Brief>
Copy the data that follows exactly. Include no pictures.

Given information>
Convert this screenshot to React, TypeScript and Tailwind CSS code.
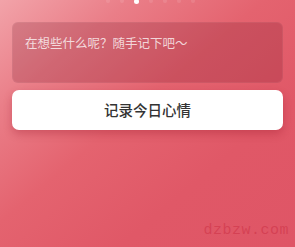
import React from "react";

const DOTS = [0, 1, 2, 3, 4, 5, 6];

export default function App() {
  return (
    <div
      className="relative flex h-[247px] w-[295px] flex-col overflow-hidden bg-[linear-gradient(140deg,#f2a3a9_0%,#ea7e88_22%,#e4636f_45%,#e05867_70%,#df5566_100%)] px-3"
      style={{ fontFamily: '"Noto Sans CJK SC", "Noto Sans", sans-serif' }}
    >
      {/* pager dots, cut by the top edge */}
      <div className="absolute left-[106px] top-[-1px] flex gap-[10px]">
        {DOTS.map((i) => (
          <span
            key={i}
            className={
              i === 2
                ? "size-[5px] rounded-full bg-white"
                : "size-[4px] rounded-full bg-white/10"
            }
          />
        ))}
      </div>

      <div className="mt-[22px] h-[61px] rounded-[6px] bg-[#6a0a1c]/20 px-[13px] pt-[12px] ring-1 ring-inset ring-white/5">
        <p className="text-[12.5px] leading-[18px] text-white/75">
          在想些什么呢？随手记下吧～
        </p>
      </div>

      <button className="mt-[7px] flex h-[40px] items-center justify-center rounded-[7px] bg-white text-[14.5px] font-medium text-[#333] shadow-[0_4px_8px_rgba(150,20,40,0.3)]">
        记录今日心情
      </button>

      <span
        className="absolute bottom-[5px] right-[6px] text-[15px] tracking-[0.5px] text-[#c8283d]/45"
        style={{ fontFamily: '"Liberation Mono", monospace' }}
      >
        dzbzw.com
      </span>
    </div>
  );
}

Solution to the problem>
Convert this screenshot to React, TypeScript and Tailwind CSS code.
import React from "react";

const DOTS = [0, 1, 2, 3, 4, 5, 6];

export default function App() {
  return (
    <div
      className="relative flex h-[247px] w-[295px] flex-col overflow-hidden bg-[linear-gradient(140deg,#f2a3a9_0%,#ea7e88_22%,#e4636f_45%,#e05867_70%,#df5566_100%)] px-3"
      style={{ fontFamily: '"Noto Sans CJK SC", "Noto Sans", sans-serif' }}
    >
      {/* pager dots, cut by the top edge */}
      <div className="absolute left-[106px] top-[-1px] flex gap-[10px]">
        {DOTS.map((i) => (
          <span
            key={i}
            className={
              i === 2
                ? "size-[5px] rounded-full bg-white"
                : "size-[4px] rounded-full bg-white/10"
            }
          />
        ))}
      </div>

      <div className="mt-[22px] h-[61px] rounded-[6px] bg-[#6a0a1c]/20 px-[13px] pt-[12px] ring-1 ring-inset ring-white/5">
        <p className="text-[12.5px] leading-[18px] text-white/75">
          在想些什么呢？随手记下吧～
        </p>
      </div>

      <button className="mt-[7px] flex h-[40px] items-center justify-center rounded-[7px] bg-white text-[14.5px] font-medium text-[#333] shadow-[0_4px_8px_rgba(150,20,40,0.3)]">
        记录今日心情
      </button>

      <span
        className="absolute bottom-[5px] right-[6px] text-[15px] tracking-[0.5px] text-[#c8283d]/45"
        style={{ fontFamily: '"Liberation Mono", monospace' }}
      >
        dzbzw.com
      </span>
    </div>
  );
}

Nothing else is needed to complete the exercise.